Maize alcohol dehydrogenase promoter (Adh)
Some plants, e.g., rice, have the ability to synthesize proteins that allow them to thrive under transient anaerobic conditions. One of those proteins is alcohol dehydrogenase, which is involved in ethanolic fermentation.
In maize, there are two proteins identified: alcohol dehydrogenase I (ADH-I) and II (ADH-II), of which ADH-I is the most important because its gene promoter has been widely used. In the 5′ untranslated regions of the maize ADH genes, anaerobic regulatory elements and an intron are important for driving gene expression in monocots. The regulatory elements responsible for the anaerobic response of the genes are within a 247 bp segment immediately upstream of the CAP site, more specifically between positions -140 and -99 of the maize Adh-1 promoter.
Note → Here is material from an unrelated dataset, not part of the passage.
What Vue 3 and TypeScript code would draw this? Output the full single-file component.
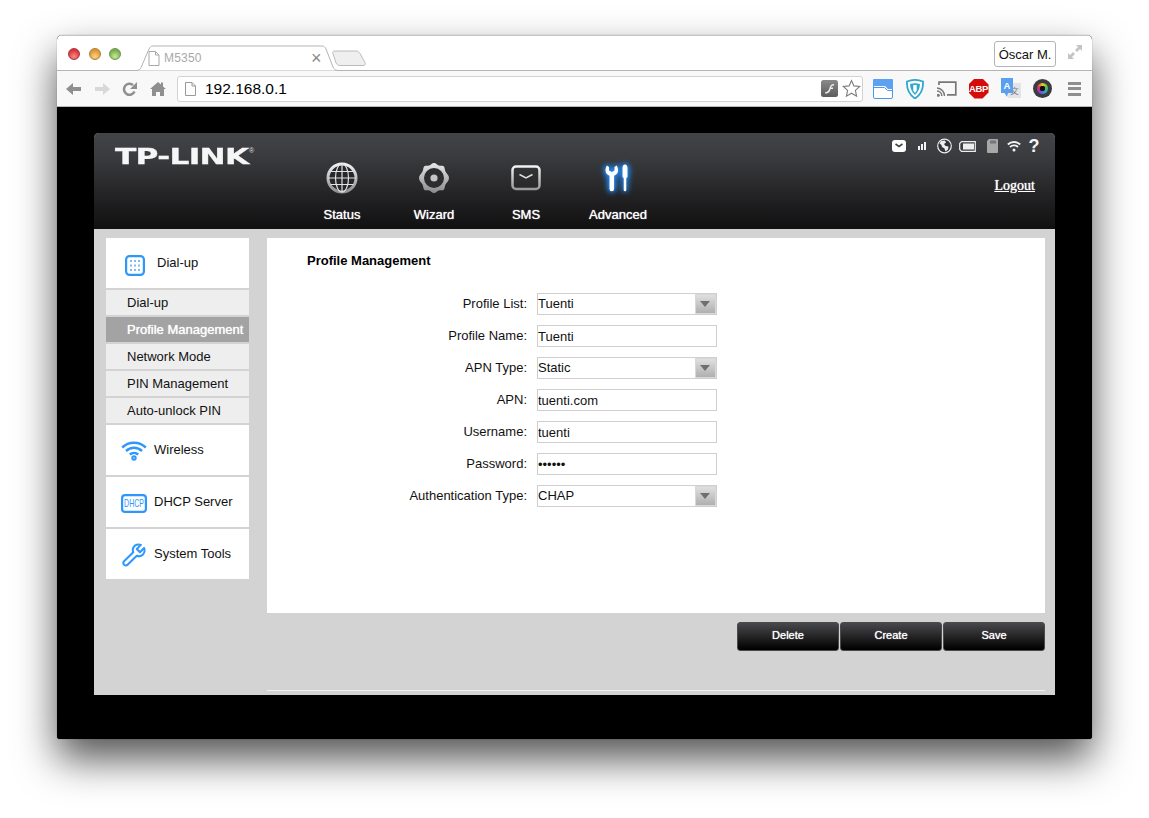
<script setup lang="ts">
const navItems = ['Status', 'Wizard', 'SMS', 'Advanced']
const subItems = ['Dial-up', 'Profile Management', 'Network Mode', 'PIN Management', 'Auto-unlock PIN']
const fields = [
  { label: 'Profile List:', value: 'Tuenti', kind: 'select' },
  { label: 'Profile Name:', value: 'Tuenti', kind: 'text' },
  { label: 'APN Type:', value: 'Static', kind: 'select' },
  { label: 'APN:', value: 'tuenti.com', kind: 'text' },
  { label: 'Username:', value: 'tuenti', kind: 'text' },
  { label: 'Password:', value: 'tuenti', kind: 'password' },
  { label: 'Authentication Type:', value: 'CHAP', kind: 'select' },
]
const actions = ['Delete', 'Create', 'Save']
</script>

<template>
  <div class="stage">
    <div class="window">
      <div class="titlebar">
        <div class="lights">
          <span class="light red"></span>
          <span class="light amber"></span>
          <span class="light green"></span>
        </div>
        <div class="tab">
          <svg class="tab-shape" width="236" height="26" viewBox="0 0 236 26">
            <path d="M0 25.500H4c3 0 4-1 5-3L17 4c1-2 2-3 4-3H190c2 0 3 1 4 3l7 18c1 2 2 3.500 5 3.500H236" fill="#fff" stroke="#b4b4b4" />
            <path d="M207 6h17c2 0 3 1 4 2.500l5 9c.8 1.800 0 3-2 3h-23c-2 0-3-.8-4-2.500l-3-9.500c-.6-1.500 0-2.500 2-2.500z" fill="#efefef" stroke="#bcbcbc" />
          </svg>
          <svg class="tab-page" width="12" height="15" viewBox="0 0 12 15"><path d="M1 .5h6.500L11 4v10.500H1z M7.500 .5V4H11" fill="#fff" stroke="#a8a8a8" /></svg>
          <span class="tab-title">M5350</span>
          <span class="tab-close">×</span>
        </div>
        <div class="spacer"></div>
        <div class="profile">Óscar M.</div>
        <svg class="fs" width="16" height="16" viewBox="0 0 16 16">
          <path d="M9 1h6v6l-2-2-3 3-2-2 3-3z M7 15H1V9l2 2 3-3 2 2-3 3z" fill="#c4c4c4" />
        </svg>
      </div>

      <div class="toolbar">
        <svg class="tb" width="18" height="16" viewBox="0 0 18 16"><path d="M1 8l7-6v4h8v4H8v4z" fill="#8f8f8f" /></svg>
        <svg class="tb" width="18" height="16" viewBox="0 0 18 16"><path d="M17 8l-7-6v4H2v4h8v4z" fill="#d8d8d8" /></svg>
        <svg class="tb" width="18" height="16" viewBox="0 0 18 16"><path d="M13.500 10.500A5.500 5.500 0 1 1 12 4" fill="none" stroke="#8f8f8f" stroke-width="2.600" /><path d="M16 1v7h-7z" fill="#8f8f8f" /></svg>
        <svg class="tb" width="18" height="16" viewBox="0 0 18 16"><path d="M9 1l3 2.600V1.500h2v3.900L17 8h-2v7h-4v-4H7v4H3V8H1z" fill="#8f8f8f" /></svg>
        <div class="omnibox">
          <svg width="11" height="14" viewBox="0 0 11 14"><path d="M.5 .5h6.500L10.500 4v9.500H.5z M7 .5V4h3.500" fill="#fdfdfd" stroke="#9a9a9a" /></svg>
          <span class="url">192.168.0.1</span>
          <span class="spacer"></span>
          <svg width="17" height="17" viewBox="0 0 17 17">
            <defs><linearGradient id="fl" x1="0" y1="0" x2="0" y2="1"><stop offset="0" stop-color="#8a8a8a" /><stop offset="1" stop-color="#5c5c5c" /></linearGradient></defs>
            <rect width="17" height="17" rx="2.500" fill="url(#fl)" />
            <path d="M13 4c-3 0-4 2-4.500 4S7 12 4 12.500v1c4 0 5-2 5.600-4.500H12V7.500H10C10.400 6 11.400 5.500 13 5.500z" fill="#eee" />
          </svg>
          <svg class="star" width="19" height="19" viewBox="0 0 19 19"><path d="M9.500 1.500l2.400 5.400 5.800.6-4.300 3.900 1.200 5.800-5.100-3-5.100 3 1.200-5.800L1.300 7.500l5.800-.6z" fill="#fff" stroke="#7d7d7d" stroke-width="1.100" /></svg>
        </div>
        <div class="exts">
          <div class="ext">
            <svg width="20" height="20" viewBox="0 0 20 20">
              <rect x=".5" y=".5" width="19" height="19" rx="1.500" fill="#fff" stroke="#4a97ee" />
              <path d="M1 0h18a1 1 0 0 1 1 1v9h-5l-3-3H1.500L0 8V1a1 1 0 0 1 1-1z" fill="#5da2f1" />
              <path d="M.5 8.500H11.500l3 3H19.500" fill="none" stroke="#4a97ee" />
            </svg>
          </div>
          <div class="ext">
            <svg width="18" height="20" viewBox="0 0 18 20">
              <path d="M1 2.500C6 .5 12 .5 17 2.500c.5 7-2 13-8 17-6-4-8.500-10-8-17z" fill="#fff" stroke="#2fa8cf" stroke-width="1.800" />
              <path d="M4 5c3-.9 7-.9 10 0-.2 4.500-2 8.300-5 11-3-2.700-4.800-6.500-5-11z" fill="#2fa8cf" />
              <path d="M7.300 6h3.400v5.500L9 14l-1.700-2.500z" fill="#fff" />
            </svg>
          </div>
          <div class="ext">
            <svg width="20" height="16" viewBox="0 0 20 16"><path d="M2 4V1.200h16.800v12.600H10" fill="none" stroke="#777" stroke-width="1.700" /><path d="M0 7a8 8 0 0 1 7.500 8M0 10a5 5 0 0 1 4.800 5" fill="none" stroke="#777" stroke-width="1.400" /><circle cx="1.300" cy="14.300" r="1.500" fill="#777" /></svg>
          </div>
          <div class="ext">
            <div class="abp">ABP</div>
          </div>
          <div class="ext">
            <svg width="20" height="21" viewBox="0 0 20 21">
              <path d="M7 5h13v15H7z" fill="#e2e4e6" />
              <text x="13.500" y="16" font-size="8.500" fill="#777" text-anchor="middle" font-family="'Noto Sans CJK SC', sans-serif">文</text>
              <path d="M0 0h12v15H7l-1 4-2.500-4H0z" fill="#5a9ff0" />
              <text x="6" y="11" font-size="9.500" font-weight="700" fill="#fff" text-anchor="middle" font-family="'Liberation Sans', sans-serif">A</text>
            </svg>
          </div>
          <div class="ext">
            <div class="lens"><div class="lens-ring"></div></div>
          </div>
          <div class="ext">
            <div class="burger"><i></i><i></i><i></i></div>
          </div>
        </div>
      </div>

      <div class="viewport">
        <div class="router">
          <header class="head">
            <div class="logo"><span class="logo-text">TP-LINK</span><sup class="logo-r">®</sup></div>
            <nav class="nav">
              <div v-for="(item, i) in navItems" :key="item" class="nav-item">
                <div class="nav-icon">
                  <svg v-if="i === 0" width="32" height="32" viewBox="0 0 32 32">
                    <defs><linearGradient id="mt" x1="0" y1="0" x2="0" y2="1"><stop offset="0" stop-color="#f0f0f0" /><stop offset="1" stop-color="#8d8d8d" /></linearGradient></defs>
                    <circle cx="16" cy="16" r="14" fill="#27272a" stroke="url(#mt)" stroke-width="3" />
                    <g fill="none" stroke="#e2e2e2" stroke-width="1.200">
                      <ellipse cx="16" cy="16" rx="6.500" ry="14" />
                      <path d="M16 2v28M2 16h28M4.500 9.500h23M4.500 22.500h23" />
                    </g>
                  </svg>
                  <svg v-else-if="i === 1" width="32" height="32" viewBox="0 0 32 32">
                    <defs><linearGradient id="mw" x1="0" y1="0" x2="0" y2="1"><stop offset="0" stop-color="#e8e8e8" /><stop offset="1" stop-color="#8a8a8a" /></linearGradient></defs>
                    <path d="M16 1c2 0 3 2 5 2.500s4-.5 5 1 .5 3 1.500 5 3.500 3.500 3.500 6.500-2.500 4.500-3.500 6.500-.5 3.500-1.500 5-3 .5-5 1-3 2.500-5 2.500-3-2-5-2.500-4 .5-5-1-.5-3-1.500-5S1 19 1 16s2.500-4.500 3.500-6.500.5-3.500 1.500-5 3-.5 5-1 3-2.500 5-2.500z" fill="url(#mw)" />
                    <circle cx="16" cy="16" r="10" fill="#2d2d30" />
                    <circle cx="16" cy="16" r="3.600" fill="#c4c4c4" />
                  </svg>
                  <svg v-else-if="i === 2" width="30" height="26" viewBox="0 0 30 26">
                    <defs><linearGradient id="ms" x1="0" y1="0" x2="0" y2="1"><stop offset="0" stop-color="#f2f2f2" /><stop offset="1" stop-color="#9a9a9a" /></linearGradient></defs>
                    <rect x="1.500" y="1.500" width="27" height="22.500" rx="3.500" fill="none" stroke="url(#ms)" stroke-width="2.500" />
                    <path d="M8.500 9.500L15 13l6.500-3.500" fill="none" stroke="#e0e0e0" stroke-width="1.500" />
                  </svg>
                  <svg v-else class="glow" width="26" height="28" viewBox="0 0 26 28">
                    <path d="M2 1.500C.8 3 .5 5 .5 6.500c0 2.500 1.500 4.300 4 5.200V25a2.300 2.300 0 0 0 4.600 0V11.700c2.500-.9 4-2.700 4-5.200 0-1.500-.3-3.500-1.500-5L9.500 3v3.500L6.800 8 4 6.500V3z" fill="#fff" />
                    <path d="M17.500 4c0-2 1-3.500 2.500-3.500S22.500 2 22.500 4v8.500c0 .8-.4 1.300-1.200 1.500v12a1.300 1.300 0 0 1-2.600 0V14c-.8-.2-1.200-.7-1.200-1.500z" fill="#fff" />
                  </svg>
                </div>
                <span class="nav-label">{{ item }}</span>
              </div>
            </nav>
            <div class="head-right">
              <div class="status-icons">
                <svg width="14" height="12" viewBox="0 0 14 12"><rect width="14" height="12" rx="3" fill="#fff" /><path d="M3.500 4L7 6.500 10.500 4" fill="none" stroke="#444" stroke-width="1.600" /></svg>
                <svg class="st-sig" width="8" height="8" viewBox="0 0 8 8"><path d="M0 4h2v4H0zM3 2h2v6H3zM6 0h2v8H6z" fill="#f2f2f2" /></svg>
                <svg class="st-globe" width="15" height="16" viewBox="0 0 15 16"><circle cx="7.500" cy="8" r="6.800" fill="#33343a" stroke="#eee" stroke-width="1.200" /><path d="M4 3l4-.5 1 2-2 1.500 1.500 2 3 .5-.5 3-2.500 2-1-3-2.500-1.500-.5-2-2-1.500z" fill="#eee" /></svg>
                <svg class="st-bat" width="17" height="11" viewBox="0 0 17 11"><path d="M2.500 .7h13.800v9.600H2.500L.7 8.500v-6z" fill="none" stroke="#eee" stroke-width="1.200" /><rect x="4" y="2.500" width="11" height="6" fill="#eee" /></svg>
                <svg class="st-sd" width="11" height="14" viewBox="0 0 11 14"><path d="M2 0h8a1 1 0 0 1 1 1v12a1 1 0 0 1-1 1H1a1 1 0 0 1-1-1V2z" fill="#a8a8a8" /><path d="M4 1.500v3M6 1.500v3M8 1.500v3" stroke="#3b3b3f" stroke-width=".9" /></svg>
                <svg class="st-wifi" width="14" height="12" viewBox="0 0 14 12"><path d="M.8 4.500a9 9 0 0 1 12.400 0M3 7a5.800 5.800 0 0 1 8 0" fill="none" stroke="#f2f2f2" stroke-width="1.800" /><circle cx="7" cy="10" r="1.500" fill="#f2f2f2" /></svg>
                <span class="st-q">?</span>
              </div>
              <a class="logout">Logout</a>
            </div>
          </header>

          <div class="body">
            <aside class="side">
              <div class="side-head first">
                <svg class="ic-dial" width="20" height="21" viewBox="0 0 20 21">
                  <rect x="1.100" y="1.100" width="17.800" height="18.800" rx="3.500" fill="#fff" stroke="#2e97fb" stroke-width="2.200" />
                  <g fill="#7dbcf6">
                    <rect x="5" y="5" width="2" height="2" /><rect x="9" y="5" width="2" height="2" /><rect x="13" y="5" width="2" height="2" />
                    <rect x="5" y="9.500" width="2" height="2" /><rect x="9" y="9.500" width="2" height="2" /><rect x="13" y="9.500" width="2" height="2" />
                    <rect x="5" y="14" width="2" height="2" /><rect x="9" y="14" width="2" height="2" /><rect x="13" y="14" width="2" height="2" />
                  </g>
                </svg>
                <span class="first-label">Dial-up</span>
              </div>
              <div v-for="s in subItems" :key="s" class="sub" :class="{ active: s === 'Profile Management' }">{{ s }}</div>
              <div class="side-head">
                <svg class="ic" width="26" height="22" viewBox="0 0 26 22">
                  <g fill="none" stroke="#2e97fb" stroke-width="2.500">
                    <path d="M1.200 8.500a17 17 0 0 1 23.600 0" />
                    <path d="M5 12a11.500 11.500 0 0 1 16 0" />
                    <path d="M8.800 15.500a6.300 6.300 0 0 1 8.400 0" />
                    <circle cx="13" cy="19" r="1.700" stroke-width="2" />
                  </g>
                </svg>
                <span>Wireless</span>
              </div>
              <div class="side-head">
                <svg class="ic dhcp" width="26" height="19" viewBox="0 0 26 19">
                  <rect x="1.100" y="1.100" width="23.800" height="16.800" rx="3" fill="#fff" stroke="#2e97fb" stroke-width="2.200" />
                  <text transform="translate(13 12.800) scale(.7 1)" text-anchor="middle" font-size="10" fill="#2e97fb" font-family="'Liberation Sans', sans-serif">DHCP</text>
                </svg>
                <span>DHCP Server</span>
              </div>
              <div class="side-head">
                <svg class="ic tool" width="24" height="24" viewBox="0 0 26 26">
                  <path d="M24 5.500l-4.500 4.500-3.500-3.500L20.500 2c-3-1-6.500 0-8 2.500-1 1.800-1 3.800-.3 5.500L2.500 19.500c-1.300 1.300-1.300 2.800-.2 4 1.200 1.100 2.800 1.100 4-.2L16 13.800c1.800.7 3.800.7 5.500-.3 2.500-1.500 3.500-5 2.500-8z" fill="#fff" stroke="#2e97fb" stroke-width="2.200" stroke-linejoin="round" />
                </svg>
                <span>System Tools</span>
              </div>
            </aside>

            <div class="content">
              <main class="panel">
                <h1 class="title">Profile Management</h1>
                <div class="form">
                  <template v-for="f in fields" :key="f.label">
                    <label class="flabel">{{ f.label }}</label>
                    <div v-if="f.kind === 'select'" class="control select">
                      <span class="val">{{ f.value }}</span>
                      <span class="arrow"></span>
                    </div>
                    <input v-else class="control input" :type="f.kind" :value="f.value" readonly />
                  </template>
                </div>
              </main>
              <div class="actions">
                <button v-for="a in actions" :key="a" class="btn" type="button">{{ a }}</button>
              </div>
              <div class="rule"></div>
            </div>
          </div>
        </div>
      </div>
    </div>
  </div>
</template>

<style>
html, body { margin: 0; background: #fff; }
</style>

<style scoped>
.stage {
  width: 1149px;
  height: 818px;
  padding: 35px 57px 79px 57px;
  box-sizing: border-box;
  overflow: hidden;
  font-family: "Liberation Sans", Arial, sans-serif;
  font-size: 13px;
  color: #111;
}
.window {
  width: 1035px;
  height: 704px;
  border-radius: 5px 5px 3px 3px;
  box-shadow: 0 20px 40px rgba(0, 0, 0, 0.68), 0 0 1px rgba(0, 0, 0, 0.5);
  display: flex;
  flex-direction: column;
  overflow: hidden;
  background: #000;
}
.spacer { flex: 1; }

.titlebar {
  height: 36px;
  flex: none;
  background: #fff;
  border-top: 1px solid #c4c4c4;
  box-sizing: border-box;
  display: flex;
  align-items: flex-start;
  position: relative;
  box-shadow: inset 0 -1px 0 #b4b4b4;
}
.lights { display: flex; gap: 8.500px; padding: 12px 0 0 11px; width: 64px; box-sizing: border-box; flex: none; }
.light {
  width: 12px;
  height: 12px;
  border-radius: 50%;
  box-sizing: border-box;
  flex: none;
}
.red { background: radial-gradient(circle at 50% 75%, #fb8a8a, #d8333a 70%); border: 1px solid #a8383c; }
.amber { background: radial-gradient(circle at 50% 75%, #fcd38a, #dd9530 70%); border: 1px solid #a9813a; }
.green { background: radial-gradient(circle at 50% 75%, #c9e89a, #78ac4c 70%); border: 1px solid #6f9552; }
.tab {
  width: 236px;
  height: 26px;
  margin: 9px 0 0 11px;
  position: relative;
  display: flex;
  align-items: center;
  flex: none;
}
.tab-shape { position: absolute; left: 0; top: 0; }
.tab-page { position: relative; margin-left: 16px; }
.tab-title { position: relative; margin-left: 4px; font-size: 12px; color: #a9a9a9; letter-spacing: 0.2px; }
.tab-close { position: absolute; left: 179px; top: 3px; font-size: 18px; line-height: 20px; color: #888; }
.profile {
  width: 62px;
  height: 26px;
  margin-top: 5px;
  border: 1px solid #b4b4b4;
  border-radius: 3px;
  box-sizing: border-box;
  font-size: 13px;
  line-height: 25px;
  text-align: center;
  color: #111;
  background: #fff;
}
.fs { margin: 8px 9px 0 11px; }

.toolbar {
  height: 36px;
  flex: none;
  background: #f8f8f8;
  border-bottom: 1px solid #b8b8b8;
  box-sizing: border-box;
  display: flex;
  align-items: center;
  padding-left: 8px;
}
.tb { margin-right: 10px; flex: none; }
.omnibox {
  width: 686px;
  height: 26px;
  flex: none;
  background: #fff;
  border: 1px solid #d2d2d2;
  border-radius: 3px;
  box-sizing: border-box;
  display: flex;
  align-items: center;
  padding: 0 1px 0 7px;
}
.url { margin-left: 9px; font-size: 15.500px; color: #000; }
.star { margin: 0 0 0 4px; }
.exts { display: flex; margin-left: 3.500px; }
.ext {
  width: 32px;
  flex: none;
  display: flex;
  justify-content: center;
  align-items: center;
}
.abp {
  width: 20px;
  height: 20px;
  background: #d40c0c;
  clip-path: polygon(30% 0, 70% 0, 100% 30%, 100% 70%, 70% 100%, 30% 100%, 0 70%, 0 30%);
  color: #fff;
  font-size: 9.500px;
  font-weight: 700;
  line-height: 20px;
  text-align: center;
  letter-spacing: -0.3px;
}
.lens {
  width: 19px;
  height: 19px;
  border-radius: 50%;
  background: #3a3c42;
  display: flex;
  align-items: center;
  justify-content: center;
}
.lens-ring {
  width: 11px;
  height: 11px;
  border-radius: 50%;
  box-sizing: border-box;
  background:
    radial-gradient(circle, #111 0 2.500px, transparent 3px),
    conic-gradient(#f3c91f, #54c43a, #22a6d8, #8d3bd0, #e0305a, #f3c91f);
}
.burger { display: flex; flex-direction: column; gap: 2.500px; }
.burger i { display: block; width: 13px; height: 3px; background: #8e8e8e; }

.viewport {
  flex: 1;
  background: #000;
  padding: 26px 37px 44px 37px;
  min-height: 0;
}
.router {
  height: 562px;
  width: 961px;
  display: flex;
  flex-direction: column;
  background: #d3d3d3;
  border-radius: 5px 5px 0 0;
  overflow: hidden;
}
.head {
  height: 96px;
  flex: none;
  background: linear-gradient(#434448 0%, #3a3b3e 25%, #232325 65%, #101011 100%);
  position: relative;
  display: flex;
}
.logo { width: 202px; flex: none; padding: 13px 0 0 21px; box-sizing: border-box; position: relative; }
.logo-text {
  display: inline-block;
  font-family: "DejaVu Sans", sans-serif;
  font-weight: 700;
  font-size: 22px;
  line-height: 22px;
  color: #f6f6f6;
  transform: scaleX(1.42);
  transform-origin: left center;
  letter-spacing: -0.5px;
  -webkit-text-stroke: 0.3px #f6f6f6;
}
.logo-r { position: absolute; left: 155px; top: 14px; font-size: 7px; color: #ddd; line-height: 8px; }
.nav { display: flex; }
.nav-item {
  width: 92px;
  display: flex;
  flex-direction: column;
  align-items: center;
}
.nav-icon { height: 32px; margin-top: 29px; display: flex; align-items: center; justify-content: center; }
.glow { filter: drop-shadow(0 0 3px #1f8fff) drop-shadow(0 0 2px #1f8fff); }
.nav-label {
  margin-top: 13px;
  color: #fff;
  font-size: 13px;
  line-height: 16px;
  text-shadow: 0 0 1px #fff;
}
.head-right {
  position: absolute;
  right: 0;
  top: 0;
  width: 170px;
  height: 96px;
}
.status-icons {
  display: flex;
  align-items: center;
  justify-content: flex-end;
  height: 16px;
  padding: 5px 15px 0 0;
}
.st-sig { margin-left: 12px; }
.st-globe { margin-left: 11px; }
.st-bat { margin-left: 7px; }
.st-sd { margin-left: 11px; }
.st-wifi { margin-left: 9px; }
.st-q { margin-left: 7px; color: #f4f4f4; font-weight: 700; font-size: 18px; line-height: 16px; width: 12px; text-align: center; }
.logout {
  position: absolute;
  right: 20px;
  top: 45px;
  font-family: "Liberation Serif", serif;
  font-size: 14px;
  line-height: 16px;
  color: #fff;
  text-decoration: underline;
  text-shadow: 0 0 1px #fff;
}

.body {
  flex: 1;
  display: flex;
  padding: 9px 10px 0 12px;
  gap: 18px;
  min-height: 0;
}
.side { width: 143px; flex: none; display: flex; flex-direction: column; gap: 2px; }
.side-head {
  height: 50px;
  flex: none;
  background: #fff;
  display: flex;
  align-items: center;
  padding-left: 15px;
  box-sizing: border-box;
}
.ic { flex: none; margin-right: 7px; }
.tool { margin-left: 1px; margin-right: 8px; margin-top: 2px; }
.dhcp { margin-top: 2px; }
.side-head span { line-height: 16px; }
.first { padding-left: 19px; }
.ic-dial { margin: 4px 12px 0 0; flex: none; }
.side-head .first-label { margin-top: -1px; }
.sub {
  height: 25px;
  flex: none;
  background: #eee;
  padding-left: 21px;
  line-height: 25px;
  color: #111;
}
.sub.active { background: #a3a3a3; color: #fff; text-shadow: 0 0 1px #fff; }

.content { flex: 1; min-width: 0; display: flex; flex-direction: column; }
.panel {
  height: 375px;
  flex: none;
  background: #fff;
  padding: 15px 0 0 40px;
  box-sizing: border-box;
}
.title { margin: 0; font-size: 13px; line-height: 16px; font-weight: 700; color: #000; }
.form {
  margin: 24px 0 0 -40px;
  display: grid;
  grid-template-columns: 260px 180px;
  column-gap: 10px;
  row-gap: 10px;
  grid-auto-rows: 22px;
  align-items: center;
}
.flabel { text-align: right; line-height: 22px; color: #111; }
.control {
  height: 22px;
  width: 180px;
  border: 1px solid #cfcfcf;
  box-sizing: border-box;
  background: #fff;
  font: 13px "Liberation Sans", Arial, sans-serif;
  color: #111;
}
.input { padding: 0; outline: none; display: block; }
.select { display: flex; align-items: center; justify-content: space-between; }
.val { line-height: 20px; }
.arrow {
  width: 21px;
  height: 20px;
  background: linear-gradient(#e2e2e2, #adadad);
  box-shadow: inset 0 0 0 1px #d8d8d8;
  position: relative;
}
.arrow::after {
  content: "";
  position: absolute;
  left: 5px;
  top: 7px;
  border-left: 5.500px solid transparent;
  border-right: 5.500px solid transparent;
  border-top: 6px solid #6f6f6f;
}
.actions { display: flex; justify-content: flex-end; gap: 1px; margin-top: 9px; }
.btn {
  width: 102px;
  height: 29px;
  padding: 0 0 3px;
  border: 1px solid #4a4a4c;
  border-radius: 3px;
  background: linear-gradient(#47484c 0%, #2c2c2e 40%, #0a0a0a 85%, #000 100%);
  color: #fff;
  font: 11px/20px "Liberation Sans", Arial, sans-serif;
  text-shadow: 0 0 1px #fff;
}
.rule { height: 1px; background: #f2f2f2; margin-top: 39px; }
</style>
Within this 40 bp segment, there are two essential regions, each of around 15 bp, required for expression under low oxygen conditions.
The whole Adh-1 promoter has been used in cereals such as rice, oat and barley and in dicots such as tobacco to drive the expression of genes of interest, providing very low levels of expression in the dicot crop. The Adh-I promoter in conjunction with the intron has proved to be much superior for transformation of some cereals such as rice.
Only two regions of the regulatory transcription region of the maize ADH I gene is currently used to drive gene expression in transformed plants, mainly monocots:
- the anaerobic regulatory elements (AREs) of the Adh-1 promoter, and
- the first intron of the maize Adh-1 gene.
The two elements are the basis of a recombinant promoter construct called pEmu. pEmu is formed in the 5′ to 3′ direction by:
- a truncated Adh-1 promoter having multiple copies of ARE,
- enhancer elements from the octopine synthase (OCS) gene of A. tumefaciens,
- a TATA box from a promoter expressed in plants, and
- the maize Adh-1 intron 1.
The promoter construct has been tested in transient assays in various monocot crops, driving a very high level of gene expression compared to the 35S CaMV promoter. It has also been used for the development of transgenic rice and sugarcane. However, in some stable transformations, the response has been poor and the recovery of the transgenic plants difficult. Problems have been attributed to the presence of duplicated OCS enhancer elements.